Human rights lawyers are a cornerstone of China’s human rights movement. From Uyghurs, Tibetans and Hong Kongers, to religious minorities, LGBTQI and feminist advocates, journalists, and political dissidents: human rights lawyers defend the full spectrum of civil society. They accompany and empower the most vulnerable against land evictions, discrimination, health scandals, or extra-legal detention. They embody the promise of rule of law and hold the government accountable to its commitments under China’s constitution, laws, and the international human rights treaties it has ratified. They ensure that no one is left behind.

Today, we call for urgent global attention to the Chinese government’s new wave of repression against human rights lawyers unfolding over the past three months.

On April 10, Ding Jiaxi and Xu Zhiyong were sentenced to 12 and 14 years in prison and 3 and 4 years’ deprivation of political rights respectively, on grounds of ‘subversion of State power,’ prompting grave concerns by the UN High Commissioner for Human Rights. Both attended a private gathering in the coastal city of Xiamen in December 2019 to discuss the future of civil society in China. Xu’s partner, feminist activist Li Qiaochu, was recently tried behind closed doors for ‘inciting subversion of State power’, and her lawyer was not permitted to question witnesses or review evidence. Li has also been denied access to adequate healthcare despite severe mental health issues in custody.

Another Xiamen gathering attendee, lawyer Chang Weiping, was sentenced to three and half years in prison on similar charges on June 8. The three lawyers had previously been forcibly disappeared under ‘Residential Surveillance at a Designated Location’ (RSDL), a criminal procedure systematically used against human rights lawyers and defenders, tantamount to enforced disappearance and torture according to UN experts. 

On April 14, lawyer Yu Wensheng and his wife Xu Yan, were detained on their way to attend a meeting at the Delegation of the European Union in Beijing. Both have since been formally arrested, Yu for ‘picking quarrels and provoking trouble,’ Xu for ‘inciting subversion of State power’. Yu left prison in March 2022 upon completion of a first four-year sentence on national security grounds, prompting concerns that he may now face a harsher sentence. He is the recipient of the 2021 Martin Ennals Award for Human Rights Defenders, and the 2019 Franco-German Prize for Human Rights and the Rule of Law.

We strongly condemn the Chinese government’s abuse of national security, in law and practice, to target human rights lawyers and activists, as documented by UN experts. The authorities make systematic use of national security crimes under China’s Criminal Law, in particular ‘subversion of State power’ or ‘inciting subversion’ (Article 105) that carry lengthy prison sentences.
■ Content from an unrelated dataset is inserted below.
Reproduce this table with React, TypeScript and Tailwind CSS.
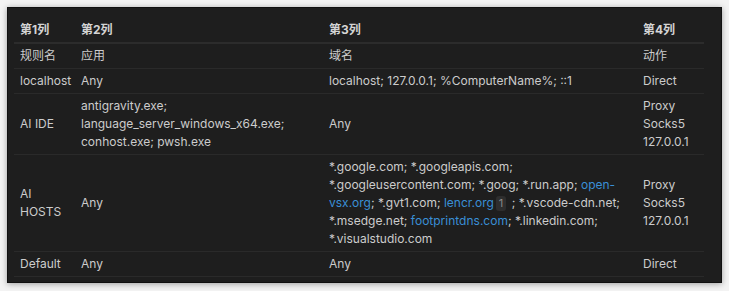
const Link = ({ children }: { children: React.ReactNode }) => (
  <span className="text-[#3a8fd6]">{children}</span>
);

const Line = ({ children }: { children: React.ReactNode }) => (
  <span className="block whitespace-nowrap">{children}</span>
);

const rows = [
  {
    name: "规则名",
    app: "应用",
    domain: "域名",
    action: "动作",
  },
  {
    name: "localhost",
    app: "Any",
    domain: "localhost; 127.0.0.1; %ComputerName%; ::1",
    action: "Direct",
  },
  {
    name: "AI IDE",
    app: (
      <>
        <Line>antigravity.exe;</Line>
        <Line>language_server_windows_x64.exe;</Line>
        <Line>conhost.exe; pwsh.exe</Line>
      </>
    ),
    domain: "Any",
    action: (
      <>
        <Line>Proxy</Line>
        <Line>Socks5</Line>
        <Line>127.0.0.1</Line>
      </>
    ),
  },
  {
    name: (
      <>
        <Line>AI</Line>
        <Line>HOSTS</Line>
      </>
    ),
    app: "Any",
    domain: (
      <>
        <Line>*.google.com; *.googleapis.com;</Line>
        <Line>
          *.googleusercontent.com; *.goog; *.run.app; <Link>open-</Link>
        </Line>
        <Line>
          <Link>vsx.org</Link>; *.gvt1.com; <Link>lencr.org</Link>
          <span className="mx-[2px] inline-block rounded-[3px] bg-[#2e2e2e] px-[3px] text-[11px] leading-[15px] text-[#8a8a8a]">
            1
          </span>{" "}
          ; *.vscode-cdn.net;
        </Line>
        <Line>
          *.msedge.net; <Link>footprintdns.com</Link>; *.linkedin.com;
        </Line>
        <Line>*.visualstudio.com</Line>
      </>
    ),
    action: (
      <>
        <Line>Proxy</Line>
        <Line>Socks5</Line>
        <Line>127.0.0.1</Line>
      </>
    ),
  },
  {
    name: "Default",
    app: "Any",
    domain: "Any",
    action: "Direct",
  },
];

export default function App() {
  return (
    <div className="h-[291px] w-[729px] bg-[#f3f3f3] px-[7px] pt-[7px] font-['Inter','Noto_Sans_CJK_SC',sans-serif]">
      <div className="h-[276px] w-[715px] border border-[#111] bg-[#1e1e1e] pl-[6px] pt-[10px] shadow-[0_1px_6px_rgba(0,0,0,0.35)]">
        <table className="w-[690px] table-fixed border-collapse text-[12px] leading-[18px] text-[#cccccc]">
          <colgroup>
            <col className="w-[61px]" />
            <col className="w-[248px]" />
            <col className="w-[314px]" />
            <col className="w-[67px]" />
          </colgroup>
          <thead>
            <tr className="border-b-2 border-[#2c2c2c]">
              {["第1列", "第2列", "第3列", "第4列"].map((h) => (
                <th
                  key={h}
                  className="px-[6px] py-[3px] text-left font-bold text-[#d4d4d4]"
                >
                  {h}
                </th>
              ))}
            </tr>
          </thead>
          <tbody>
            {rows.map((r, i) => (
              <tr key={i} className="border-b border-[#2a2a2a]">
                <td className="px-[6px] py-[3px] align-middle">{r.name}</td>
                <td className="px-[6px] py-[3px] align-middle">{r.app}</td>
                <td className="px-[6px] py-[3px] align-middle">{r.domain}</td>
                <td className="px-[6px] py-[3px] align-middle">{r.action}</td>
              </tr>
            ))}
          </tbody>
        </table>
      </div>
    </div>
  );
}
According to UN human rights experts, China’s Criminal Procedure Law, including Articles 39 and 85, ‘provides for explicit exemptions and restrictions to [legal provisions guaranteeing due process] for national security crimes, such as notification of family members of arrest within 24 hours, or access to a lawyer within 48 hours.’ UN experts have called on China to repeal Article 105 of the Criminal Law, and legal provisions allowing for RSDL. In 2015, the UN Committee Against Torture called on China to repeal restrictions to the right to counsel and to family notification on national security grounds.

We are further concerned that the Hong Kong authorities are following a similar path since the imposition of the National Security Law. Prominent lawyers Chow Hang-tung, Albert Ho and Margaret Ng are currently awaiting trial on a range of national security crimes, for their human rights work. UN experts have recently called for Chow Hang-tung’s release.

We remain deeply concerned at the Chinese government’s increasing use of exit bans to impede human rights lawyers and activists from leaving the country, sometimes to visit a critically ill relative. On June 9, lawyer Li Heping and his family were intercepted by border police at Chengdu’s international airport. Similarly to activist Guo Feixiong and other cases over the past years, the authorities considered Li and his family’s planned travel to ‘endanger national security.’ In May 2021, lawyer Tang Jitian was prevented by authorities from visiting his daughter on life support in Tokyo. He was released in January 2023 after being forcibly disappeared for 398 days following an attempt to observe Human Rights Day at the Delegation of the European Union in Beijing in 2021. 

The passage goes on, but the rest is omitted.